**GIVEN EXERCISE:**
Transcribe every line exactly. Leave the pictures behind.

**INFORMATION PROVIDED:**
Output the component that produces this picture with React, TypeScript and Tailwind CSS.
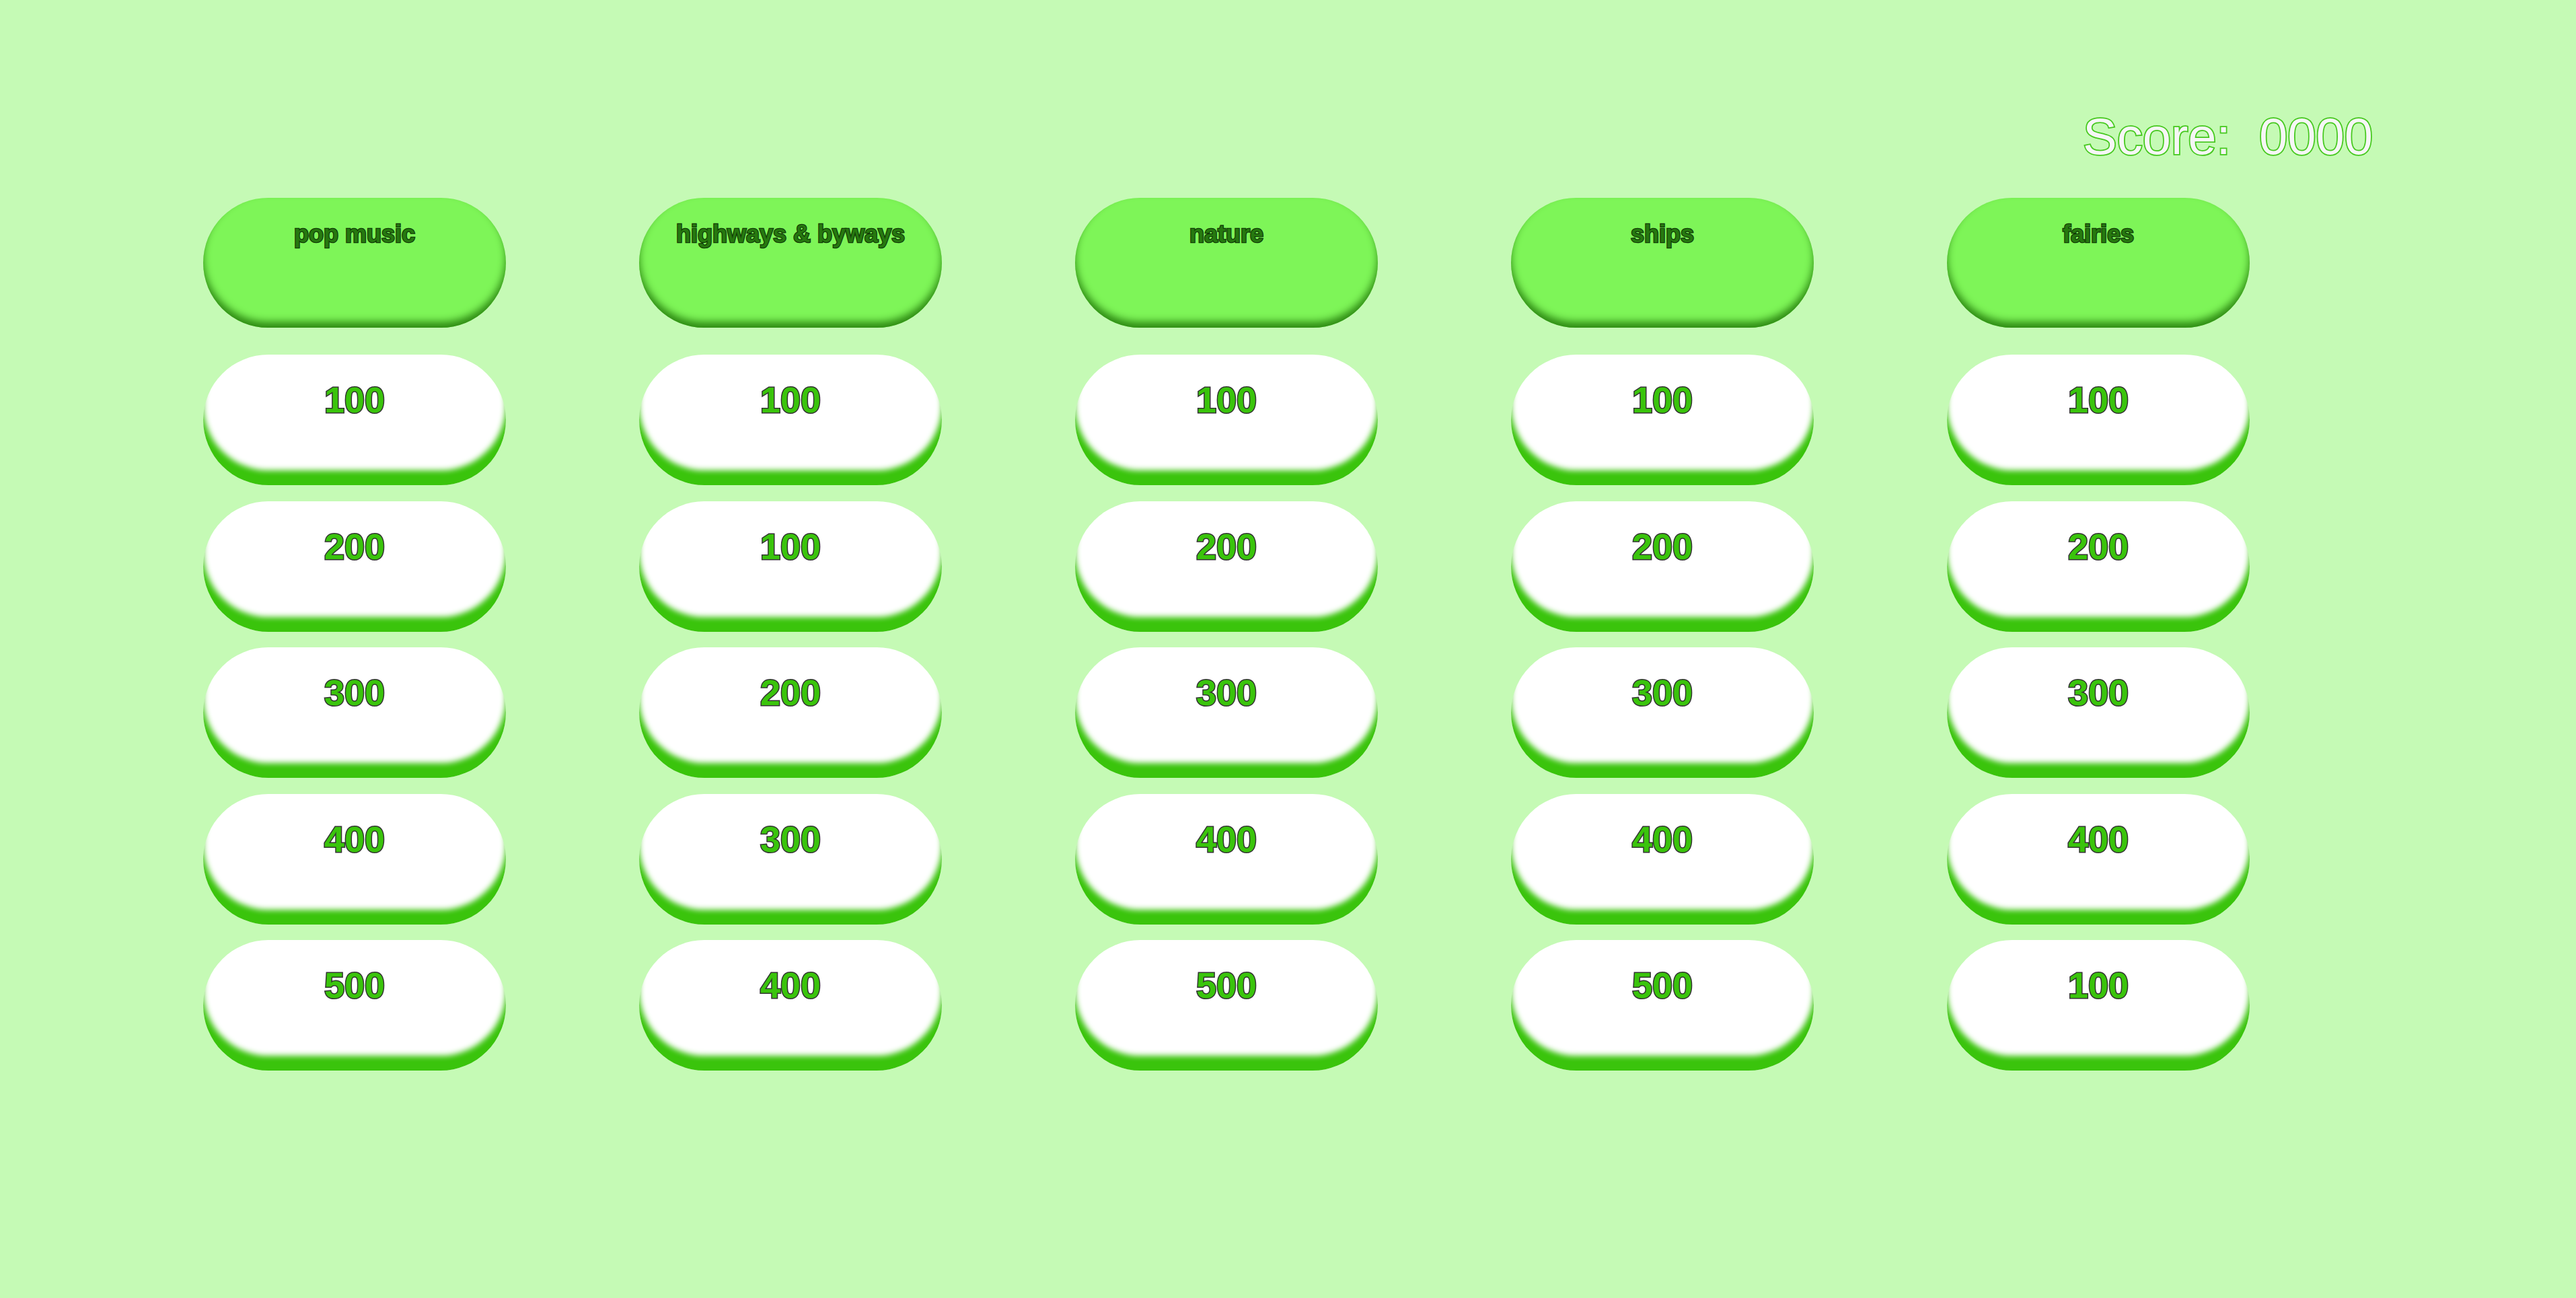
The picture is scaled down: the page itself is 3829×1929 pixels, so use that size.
const CATEGORIES: { title: string; values: number[] }[] = [
  { title: 'pop music', values: [100, 200, 300, 400, 500] },
  { title: 'highways & byways', values: [100, 100, 200, 300, 400] },
  { title: 'nature', values: [100, 200, 300, 400, 500] },
  { title: 'ships', values: [100, 200, 300, 400, 500] },
  { title: 'fairies', values: [100, 200, 300, 400, 100] },
];

function HeaderPill({ title }: { title: string }) {
  return (
    <div className="h-[193px] w-[450px] rounded-full bg-[#7ef558] pt-[36px] text-center shadow-[inset_0_-9px_12px_#2f8c14]">
      <span className="text-[36px] font-bold leading-none text-[#26780f] [-webkit-text-stroke:2.5px_#103a06] [paint-order:stroke_fill]">
        {title}
      </span>
    </div>
  );
}

function ValuePill({ value }: { value: number }) {
  return (
    <div className="h-[194px] w-[450px] rounded-full bg-white pt-[40px] text-center shadow-[inset_0_-22px_9px_#3ac40c]">
      <span className="text-[54px] font-bold leading-none text-[#3ac40c] [-webkit-text-stroke:3px_#333] [paint-order:stroke_fill]">
        {value}
      </span>
    </div>
  );
}

export default function App() {
  return (
    <div className="min-h-screen bg-[#c5fab5] px-[302px] font-['Liberation_Sans',Arial,sans-serif]">
      <div className="flex justify-end pt-[165px]">
        <span className="whitespace-pre text-[76px] leading-none text-[#f6f6f6] [-webkit-text-stroke:3.5px_#44c81c] [paint-order:stroke_fill]">
          {'Score:  0000'}
        </span>
      </div>
      <div className="mt-[53px] flex gap-[198px]">
        {CATEGORIES.map((cat, i) => (
          <div key={i} className="flex flex-col">
            <HeaderPill title={cat.title} />
            <div className="mt-[40px] flex flex-col gap-[23.5px]">
              {cat.values.map((v, j) => (
                <ValuePill key={j} value={v} />
              ))}
            </div>
          </div>
        ))}
      </div>
    </div>
  );
}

**ANSWER TO THIS PROBLEM:**
Output the component that produces this picture with React, TypeScript and Tailwind CSS.
The picture is scaled down: the page itself is 3829×1929 pixels, so use that size.
const CATEGORIES: { title: string; values: number[] }[] = [
  { title: 'pop music', values: [100, 200, 300, 400, 500] },
  { title: 'highways & byways', values: [100, 100, 200, 300, 400] },
  { title: 'nature', values: [100, 200, 300, 400, 500] },
  { title: 'ships', values: [100, 200, 300, 400, 500] },
  { title: 'fairies', values: [100, 200, 300, 400, 100] },
];

function HeaderPill({ title }: { title: string }) {
  return (
    <div className="h-[193px] w-[450px] rounded-full bg-[#7ef558] pt-[36px] text-center shadow-[inset_0_-9px_12px_#2f8c14]">
      <span className="text-[36px] font-bold leading-none text-[#26780f] [-webkit-text-stroke:2.5px_#103a06] [paint-order:stroke_fill]">
        {title}
      </span>
    </div>
  );
}

function ValuePill({ value }: { value: number }) {
  return (
    <div className="h-[194px] w-[450px] rounded-full bg-white pt-[40px] text-center shadow-[inset_0_-22px_9px_#3ac40c]">
      <span className="text-[54px] font-bold leading-none text-[#3ac40c] [-webkit-text-stroke:3px_#333] [paint-order:stroke_fill]">
        {value}
      </span>
    </div>
  );
}

export default function App() {
  return (
    <div className="min-h-screen bg-[#c5fab5] px-[302px] font-['Liberation_Sans',Arial,sans-serif]">
      <div className="flex justify-end pt-[165px]">
        <span className="whitespace-pre text-[76px] leading-none text-[#f6f6f6] [-webkit-text-stroke:3.5px_#44c81c] [paint-order:stroke_fill]">
          {'Score:  0000'}
        </span>
      </div>
      <div className="mt-[53px] flex gap-[198px]">
        {CATEGORIES.map((cat, i) => (
          <div key={i} className="flex flex-col">
            <HeaderPill title={cat.title} />
            <div className="mt-[40px] flex flex-col gap-[23.5px]">
              {cat.values.map((v, j) => (
                <ValuePill key={j} value={v} />
              ))}
            </div>
          </div>
        ))}
      </div>
    </div>
  );
}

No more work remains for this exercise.